→ **WORK TO DO**
Write out the full listing exactly as given, minus the images.

→ **MATERIAL PROVIDED**
----
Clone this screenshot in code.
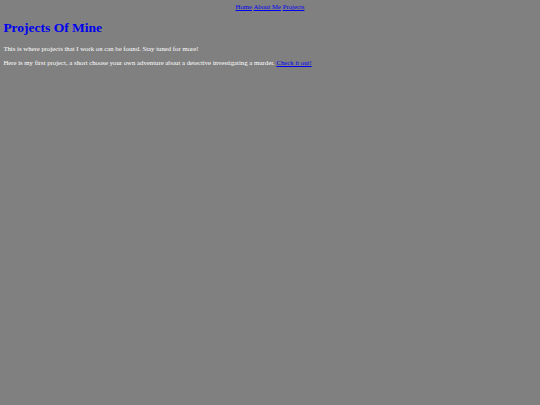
export default function App() {
  return (
    <div
      className="min-h-screen bg-[#808080] p-[3.375px] text-white"
      style={{ fontFamily: '"Liberation Serif", "Times New Roman", serif' }}
    >
      <div className="text-center text-[6.75px] leading-[1.15]">
        <a href="#" className="text-[#0000ee] underline">Home</a>{' '}
        <a href="#" className="text-[#0000ee] underline">About Me</a>{' '}
        <a href="#" className="text-[#0000ee] underline">Projects</a>
      </div>
      <h1 className="mt-[9.05px] mb-[9.05px] text-[13.5px] font-bold leading-[1.15] text-[#0000ee]">
        Projects Of Mine
      </h1>
      <p className="mb-[6.75px] text-[6.75px] leading-[1.15]">
        This is where projects that I work on can be found. Stay tuned for more!
      </p>
      <p className="text-[6.75px] leading-[1.15]">
        Here is my first project, a short choose your own adventure about a detective investigating a murder.{' '}
        <a href="#" className="text-[#0000ee] underline">Check it out!</a>
      </p>
    </div>
  );
}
----
→ **PROBLEM SOLUTION**
Clone this screenshot in code.
export default function App() {
  return (
    <div
      className="min-h-screen bg-[#808080] p-[3.375px] text-white"
      style={{ fontFamily: '"Liberation Serif", "Times New Roman", serif' }}
    >
      <div className="text-center text-[6.75px] leading-[1.15]">
        <a href="#" className="text-[#0000ee] underline">Home</a>{' '}
        <a href="#" className="text-[#0000ee] underline">About Me</a>{' '}
        <a href="#" className="text-[#0000ee] underline">Projects</a>
      </div>
      <h1 className="mt-[9.05px] mb-[9.05px] text-[13.5px] font-bold leading-[1.15] text-[#0000ee]">
        Projects Of Mine
      </h1>
      <p className="mb-[6.75px] text-[6.75px] leading-[1.15]">
        This is where projects that I work on can be found. Stay tuned for more!
      </p>
      <p className="text-[6.75px] leading-[1.15]">
        Here is my first project, a short choose your own adventure about a detective investigating a murder.{' '}
        <a href="#" className="text-[#0000ee] underline">Check it out!</a>
      </p>
    </div>
  );
}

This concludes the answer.